In accordance with the philosophy of our Workmen's Compensation Act and in the light of Hammond, Bergman and Lewis, we hold petitioner's injuries here to be compensable. Whether she was stepping up onto the adjacent sidewalk preparatory to entering the building, or walking along it in the process of leaving, she was in an area where she might reasonably be, and at a time when her presence there would normally be expected. It was an area as to which respondent, as the adjoining landowner, was subject to certain responsibilities. While not necessary to our decision here, we gather that the sidewalk in question was maintained by respondent.
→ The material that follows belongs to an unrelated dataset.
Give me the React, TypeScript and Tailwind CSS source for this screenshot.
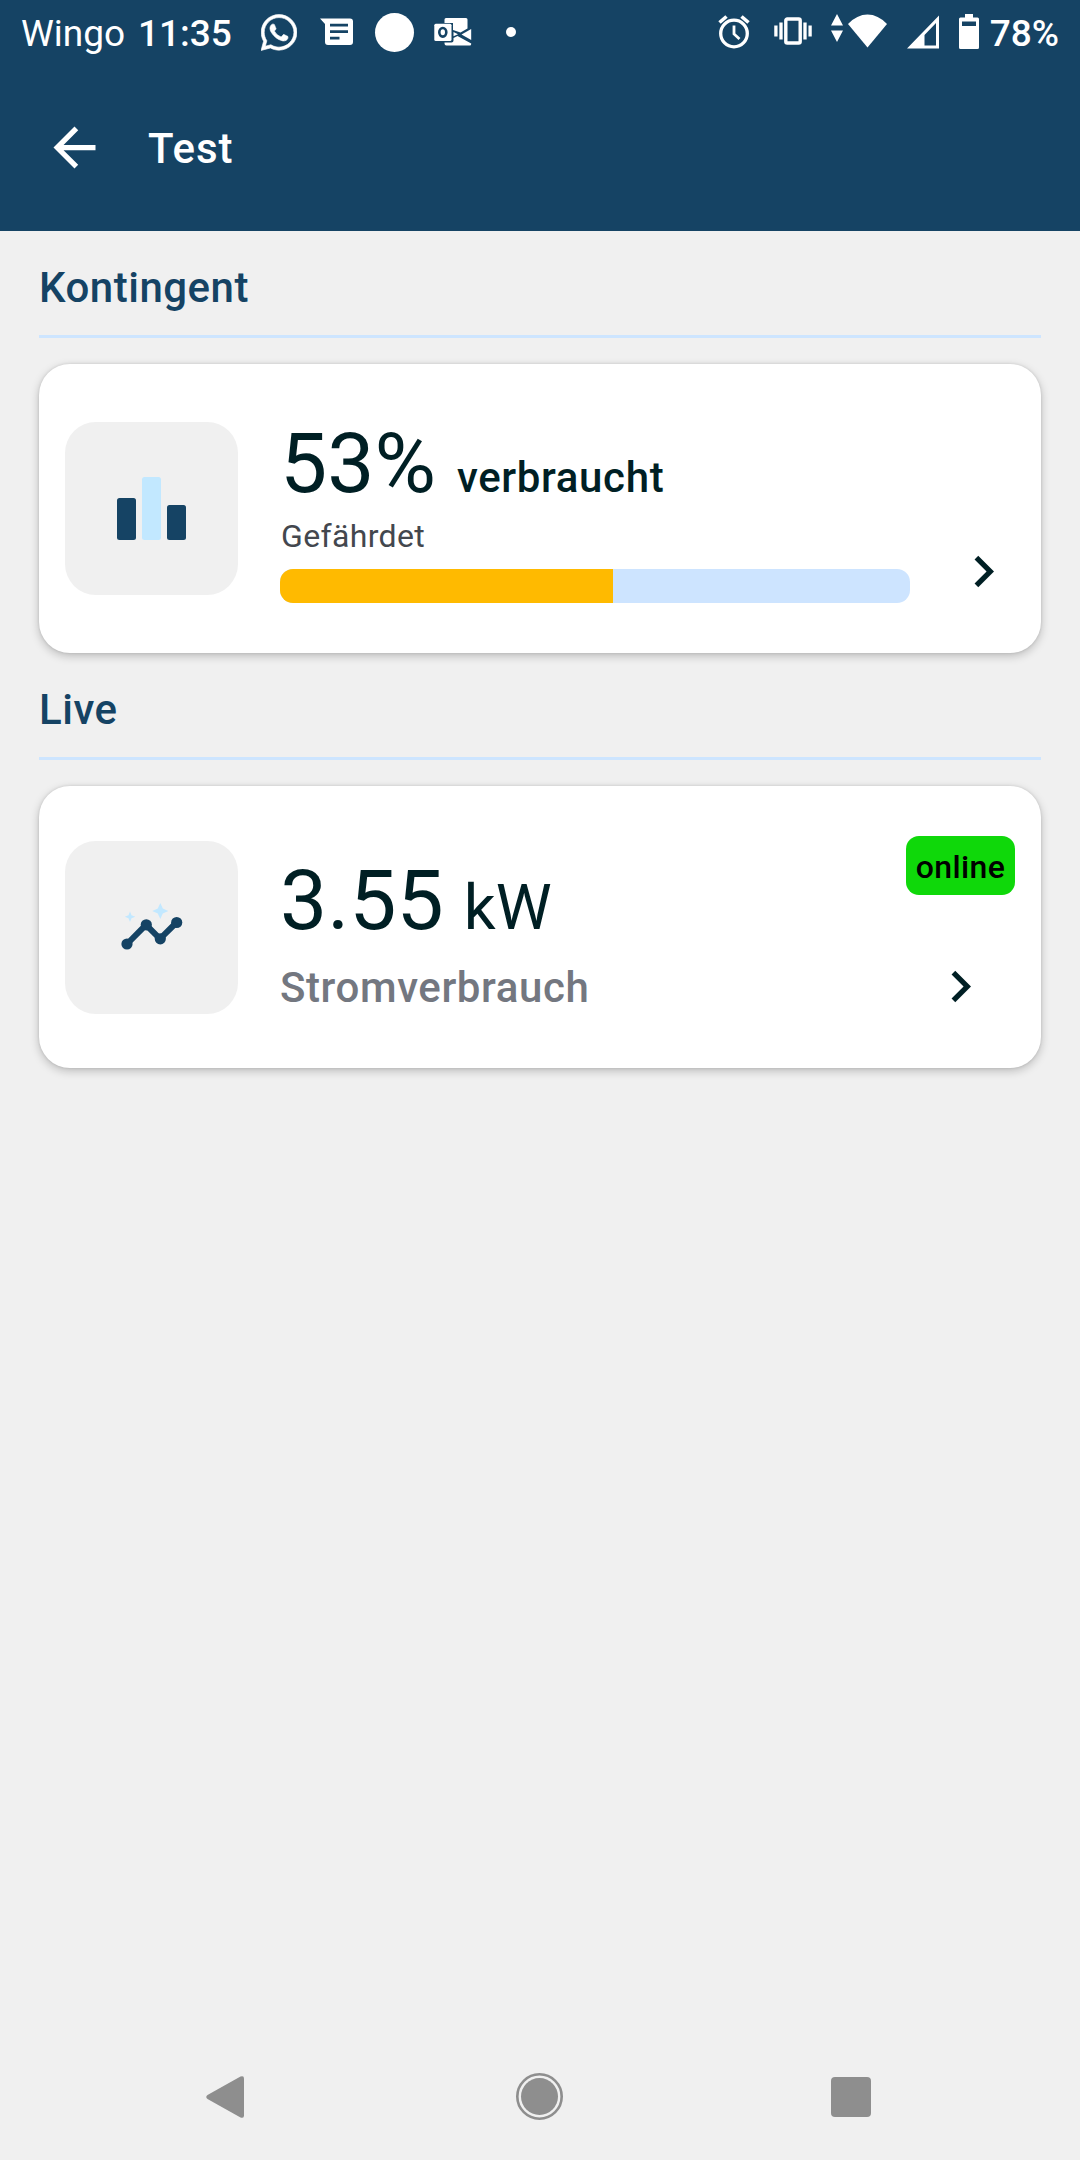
import type { ReactNode } from 'react';
import { FaWhatsapp } from 'react-icons/fa';
import { MdArrowBack, MdChevronRight } from 'react-icons/md';

export default function App() {
  return (
    <div className="flex h-[2160px] w-[1080px] flex-col overflow-hidden bg-[#f0f0f0] font-[Roboto,sans-serif]">
      <header className="h-[231px] bg-[#154364] text-white">
        <StatusBar />
        <div className="flex h-[167px] items-center pl-[43px]">
          <MdArrowBack className="size-[63px]" />
          <h1 className="ml-[42px] pt-[3px] text-[42px] font-medium leading-none tracking-[0.9px]">Test</h1>
        </div>
      </header>

      <main className="flex-1 px-[39px]">
        <Section title="Kontingent">
          <QuotaCard percent={53} />
        </Section>
        <Section title="Live">
          <LiveCard />
        </Section>
      </main>

      <NavBar />
    </div>
  );
}

function StatusBar() {
  return (
    <div className="flex h-16 items-center pl-[21px] pr-[21px] text-[37px] leading-none">
      <span className="w-[117px] pt-[2px]">Wingo</span>
      <span className="w-[123px] pt-[2px] font-medium">11:35</span>
      <FaWhatsapp className="h-[41px] w-9" stroke="#fff" strokeWidth="8" />

      {/* messages */}
      <svg className="ml-[23px] mb-px h-7 w-[33px]" viewBox="0 0 33 28" fill="none">
        <path d="M0 .5h30a3 3 0 0 1 3 3V24a3 3 0 0 1-3 3H8a3 3 0 0 1-3-3V6z" fill="#fff" />
        <path d="M10 7.2h18M10 13.7h18M10 20.2h9.500" stroke="#154364" strokeWidth="2.8" />
      </svg>

      <span className="ml-[22px] size-[39px] rounded-full bg-white" />

      {/* outlook */}
      <svg className="ml-5 mb-px h-7 w-[38px]" viewBox="0 0 38 28" fill="none">
        <path d="M12 0h20a1.500 1.500 0 0 1 1.500 1.500V10.500L26.500 14.500 19 12V5H10.500V1.500A1.500 1.500 0 0 1 12 0z" fill="#fff" />
        <path d="M37.200 11v11L27.500 16.500z" fill="#fff" />
        <path d="M19.500 14l4.500 2.300-4.500 2zM19.500 20l4-2 13.700 7.500V26a1.500 1.500 0 0 1-1.500 1.500H12.500a2 2 0 0 1-2-2V24.500h7a2 2 0 0 0 2-2z" fill="#fff" />
        <rect x=".3" y="5.800" width="17.200" height="17.200" rx="1.500" fill="#fff" />
        <ellipse cx="8.800" cy="14.300" rx="3.500" ry="4.300" stroke="#154364" strokeWidth="2.600" />
      </svg>

      <span className="ml-[34px] size-2.5 rounded-full bg-white" />

      {/* alarm */}
      <svg className="ml-auto h-[34px] w-8" viewBox="0 0 32 34" fill="none" stroke="#fff">
        <circle cx="16" cy="18.500" r="13.300" strokeWidth="3.300" />
        <path d="M1.500 7.500 8.500 1.500M30.500 7.500 23.500 1.500" strokeWidth="3.600" />
        <path d="M16 10.500V19l5.500 5" strokeWidth="2.800" />
      </svg>

      {/* vibrate */}
      <svg className="ml-6 mb-[2px] h-7 w-[38px]" viewBox="0 0 38 28" fill="none" stroke="#fff" strokeWidth="3.400">
        <rect x="11.800" y="2" width="14.400" height="24" rx="1.500" />
        <path d="M1.900 8.500v11M7 5.500v17M31 5.500v17M36.100 8.500v11" strokeWidth="3.300" />
      </svg>

      {/* wifi with activity arrows */}
      <svg className="ml-[19px] mb-[3px] h-[34px] w-14" viewBox="0 0 56 34" fill="#fff">
        <path d="M6 0l6 11.500H0zM6 28l6-11.500H0z" />
        <path d="M17 10Q26 .5 36.500 .5T56 10L36.500 33.500z" />
      </svg>

      {/* signal */}
      <svg className="ml-5 mb-px h-[34px] w-8" viewBox="0 0 32 34" fill="#fff">
        <path fillRule="evenodd" d="M0 33.500 32 .5v33zM17.500 20v10.500h11.500V8z" />
      </svg>

      {/* battery */}
      <svg className="ml-5 mb-[2px] h-[35px] w-5" viewBox="0 0 20 35" fill="#fff">
        <path fillRule="evenodd" d="M6 0h8v3.500h4.500A1.500 1.500 0 0 1 20 5v28.500a1.500 1.500 0 0 1-1.500 1.500h-17A1.500 1.500 0 0 1 0 33.500V5a1.500 1.500 0 0 1 1.500-1.500H6zM3 7.500V12h14V7.500z" />
      </svg>
      <span className="ml-[11px] pt-[2px] font-medium">78%</span>
    </div>
  );
}

function Section({ title, children }: { title: string; children: ReactNode }) {
  return (
    <section>
      <h2 className="flex h-[107px] items-center border-b-[3px] border-[#cde5ff] pt-[9px] text-[42px] font-medium leading-none tracking-[0.5px] text-[#154364]">
        {title}
      </h2>
      <div className="pt-[26px]">{children}</div>
    </section>
  );
}

function IconTile({ children }: { children: ReactNode }) {
  return (
    <div className="flex size-[173px] shrink-0 items-center justify-center self-center rounded-[31px] bg-[#f0f0f0]">
      {children}
    </div>
  );
}

function QuotaCard({ percent }: { percent: number }) {
  return (
    <article className="flex h-[289px] rounded-[31px] bg-white px-[26px] text-[#001f24] shadow-[0_3px_10px_rgba(0,0,0,0.22),0_0_3px_rgba(0,0,0,0.12)]">
      <IconTile>
        <svg className="h-[63px] w-[69px]" viewBox="0 0 69 63">
          <rect x="0" y="21" width="19" height="42" rx="2.500" fill="#154364" />
          <rect x="25" y="0" width="19" height="63" rx="2.500" fill="#c2e8ff" />
          <rect x="50" y="28" width="19" height="35" rx="2.500" fill="#154364" />
        </svg>
      </IconTile>
      <div className="ml-[42px] w-[630px] pt-[58px]">
        <p className="flex items-baseline text-[84px] leading-[84px]">
          {percent}%<span className="ml-[21px] text-[42px] font-medium leading-none tracking-[0.65px]">verbraucht</span>
        </p>
        <p className="ml-px mt-3 text-[32px] leading-[37px] tracking-[0.35px] text-[#43474e]">Gefährdet</p>
        <div className="mt-[14px] h-[34px] overflow-hidden rounded-[13px] bg-[#cde4ff]">
          <div className="h-full bg-[#ffba00]" style={{ width: `${percent - 0.2}%` }} />
        </div>
      </div>
      <MdChevronRight className="ml-[42px] mt-[176px] size-[63px]" />
    </article>
  );
}

function LiveCard() {
  return (
    <article className="flex h-[282px] rounded-[31px] bg-white px-[26px] text-[#001f24] shadow-[0_3px_10px_rgba(0,0,0,0.22),0_0_3px_rgba(0,0,0,0.12)]">
      <IconTile>
        <svg className="size-[63px]" viewBox="0 0 63 63">
          <path d="M7 48 26 28.800 40 42.800 56.500 26.500" fill="none" stroke="#154364" strokeWidth="6" />
          <g fill="#154364">
            <circle cx="7" cy="48" r="5.600" />
            <circle cx="26.300" cy="28.800" r="5.600" />
            <circle cx="40.300" cy="42.800" r="5.600" />
            <circle cx="56.700" cy="26.500" r="5.600" />
          </g>
          <path d="M40.300 7l2.500 5.500 5.500 2.500-5.500 2.500-2.500 5.500-2.500-5.500-5.500-2.500 5.500-2.500zM10 15.500l1.500 3.700 3.800 1.500-3.800 1.500-1.500 3.800-1.500-3.800-3.700-1.500 3.700-1.500z" fill="#c2e8ff" />
        </svg>
      </IconTile>
      <div className="ml-[42px] pt-[73px]">
        <p className="flex items-baseline text-[84px] leading-[84px]">
          3.55<span className="ml-5 text-[63px] leading-none">kW</span>
        </p>
        <p className="mt-[20px] text-[42px] font-medium leading-[50px] tracking-[0.6px] text-[#737780]">Stromverbrauch</p>
      </div>
      <div className="ml-auto flex flex-col items-end pt-[50px]">
        <span className="flex h-[59px] w-[109px] items-center justify-center rounded-[13px] bg-[#0fd80a] pt-[2px] text-[32px] font-medium leading-none tracking-[0.4px] text-black">
          online
        </span>
        <MdChevronRight className="mr-[23px] mt-[60px] size-[63px]" />
      </div>
    </article>
  );
}

function NavBar() {
  return (
    <nav className="flex h-[126px] items-center pl-[206px]">
      <svg className="h-[42px] w-[38px]" viewBox="0 0 38 42" fill="#8e8e8e">
        <path d="M1.500 19 34.500.6Q38-.8 38 2.500v37q0 3.300-3.500 1.900L1.500 23q-2.500-2 0-4z" />
      </svg>
      <svg className="mb-px ml-[272px] size-[47px]" viewBox="0 0 47 47" fill="#8e8e8e">
        <circle cx="23.500" cy="23.500" r="22.200" fill="none" stroke="#8e8e8e" strokeWidth="2.600" />
        <circle cx="23.500" cy="23.500" r="18.500" />
      </svg>
      <span className="ml-[268px] size-10 rounded-[4px] bg-[#8e8e8e]" />
    </nav>
  );
}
Had petitioner been walking on the sidewalk, whether intending to go to the parking lot to pick up her car or waiting for a ride with a fellow employee, her injuries would have been compensable. Logic and reason would seem to dictate that she should not be denied compensation because she availed herself of public transportation to and from her work. We are living in an era when public funds are more and more being utilized in an effort to improve and encourage the use of mass transit facilities, and thus lessen the load on our already overburdened highways. In using the bus rather than her own car (assuming she owned one) petitioner was furthering the State's interest in alleviating traffic congestion and air pollution. Beyond this, her employer specifically benefited from the absence of a need to furnish parking facilities for her. Certainly it would be incongruous to permit a recovery by an employee for injuries while traversing the adjacent sidewalk en route to the parking lot to get her car, while at the same time denying compensation to another employee, simultaneously injured at the same spot, who is unable to afford a car and must use public transportation.
We hold that petitioner's injuries were sustained in an accident arising out of and in the course of her employment with respondent and are hence compensable.
The judgment of the County Court is accordingly affirmed.